#### Stated problem
Tell how many lines contain the word "styles". Reply with the number only.
********
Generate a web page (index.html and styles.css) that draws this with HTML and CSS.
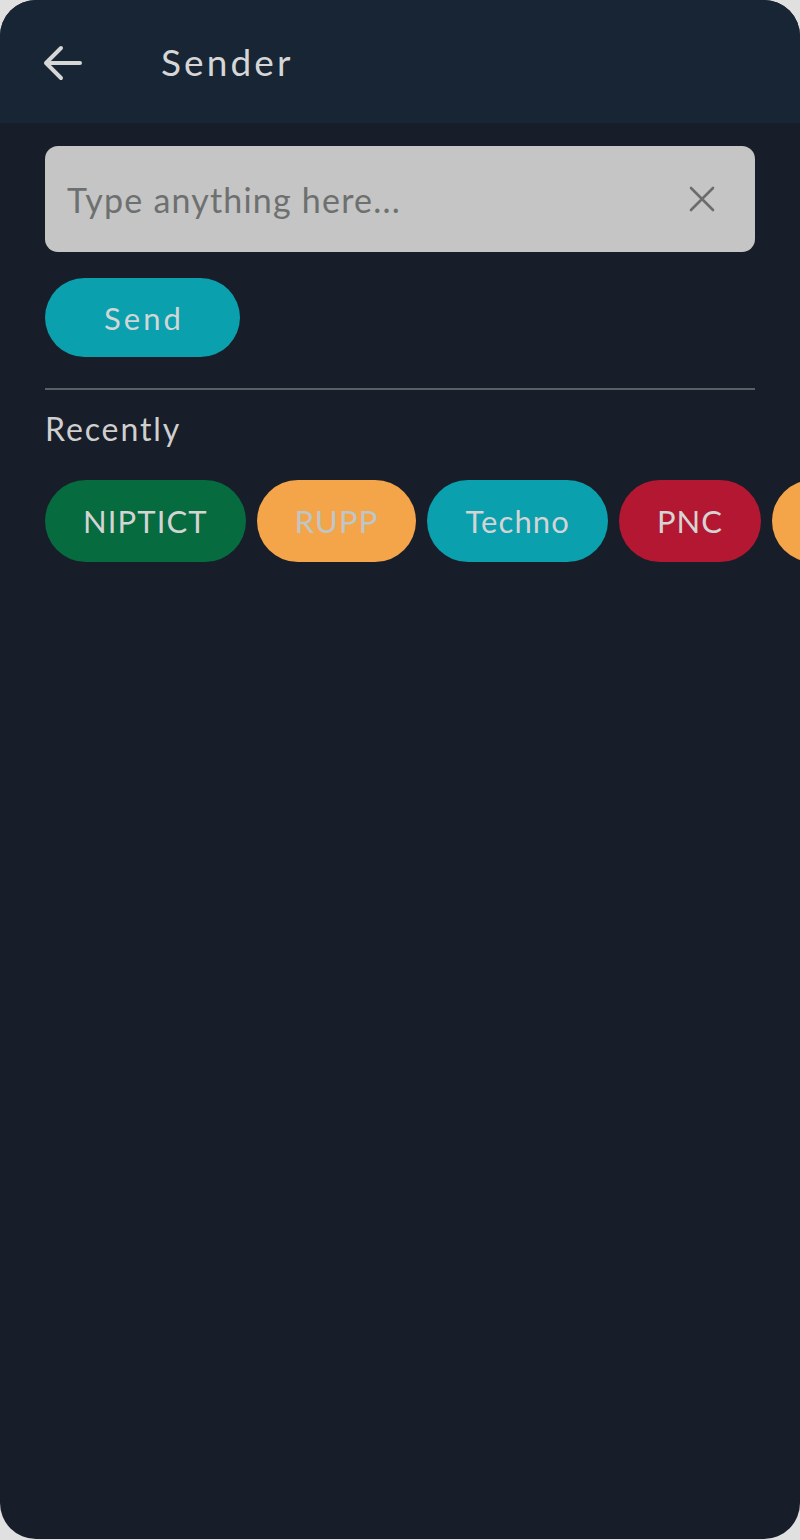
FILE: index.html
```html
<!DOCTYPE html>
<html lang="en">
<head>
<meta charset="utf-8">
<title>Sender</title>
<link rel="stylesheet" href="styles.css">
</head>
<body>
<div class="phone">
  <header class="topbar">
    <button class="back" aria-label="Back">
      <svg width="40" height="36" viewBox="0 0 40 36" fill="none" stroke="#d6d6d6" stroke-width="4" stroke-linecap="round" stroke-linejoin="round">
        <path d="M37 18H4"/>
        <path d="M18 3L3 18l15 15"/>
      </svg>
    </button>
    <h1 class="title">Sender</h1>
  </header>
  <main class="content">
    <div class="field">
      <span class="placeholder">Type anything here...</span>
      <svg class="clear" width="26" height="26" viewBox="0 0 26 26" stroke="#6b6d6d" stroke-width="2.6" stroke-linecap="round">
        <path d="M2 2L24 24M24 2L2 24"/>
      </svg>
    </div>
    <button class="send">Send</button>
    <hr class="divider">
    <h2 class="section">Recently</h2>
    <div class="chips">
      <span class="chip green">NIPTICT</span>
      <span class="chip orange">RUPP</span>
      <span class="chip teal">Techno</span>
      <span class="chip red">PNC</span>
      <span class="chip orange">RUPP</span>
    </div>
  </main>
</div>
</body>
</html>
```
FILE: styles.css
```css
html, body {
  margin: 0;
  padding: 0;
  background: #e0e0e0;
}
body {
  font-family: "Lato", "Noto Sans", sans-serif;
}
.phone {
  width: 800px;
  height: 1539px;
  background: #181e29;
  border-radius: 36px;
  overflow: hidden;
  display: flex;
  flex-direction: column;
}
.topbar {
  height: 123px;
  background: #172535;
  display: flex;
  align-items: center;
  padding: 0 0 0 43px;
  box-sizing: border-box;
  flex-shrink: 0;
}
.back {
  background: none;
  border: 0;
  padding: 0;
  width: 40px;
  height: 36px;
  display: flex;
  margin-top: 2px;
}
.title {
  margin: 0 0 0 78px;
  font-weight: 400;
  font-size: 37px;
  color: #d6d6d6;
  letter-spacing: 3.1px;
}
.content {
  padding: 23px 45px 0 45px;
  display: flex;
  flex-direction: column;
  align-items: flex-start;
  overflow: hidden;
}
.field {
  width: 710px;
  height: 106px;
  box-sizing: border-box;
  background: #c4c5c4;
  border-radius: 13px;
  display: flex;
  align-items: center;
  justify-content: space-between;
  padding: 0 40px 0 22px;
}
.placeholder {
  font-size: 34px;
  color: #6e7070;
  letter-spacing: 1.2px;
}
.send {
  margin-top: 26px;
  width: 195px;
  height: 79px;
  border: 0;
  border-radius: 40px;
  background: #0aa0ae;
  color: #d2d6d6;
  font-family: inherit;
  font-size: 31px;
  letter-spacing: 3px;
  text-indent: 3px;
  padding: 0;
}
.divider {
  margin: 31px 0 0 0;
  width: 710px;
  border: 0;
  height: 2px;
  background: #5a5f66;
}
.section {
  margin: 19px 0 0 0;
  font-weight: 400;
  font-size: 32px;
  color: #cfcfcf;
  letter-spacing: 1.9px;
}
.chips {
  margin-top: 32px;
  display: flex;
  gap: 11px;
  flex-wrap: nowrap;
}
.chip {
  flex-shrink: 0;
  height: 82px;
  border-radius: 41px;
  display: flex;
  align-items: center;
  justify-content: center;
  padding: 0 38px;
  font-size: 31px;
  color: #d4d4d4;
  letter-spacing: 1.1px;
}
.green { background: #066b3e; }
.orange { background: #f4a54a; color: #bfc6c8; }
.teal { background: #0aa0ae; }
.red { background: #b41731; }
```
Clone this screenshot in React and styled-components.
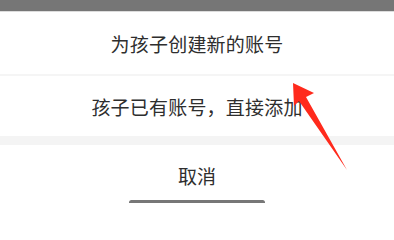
********
#### Full response
3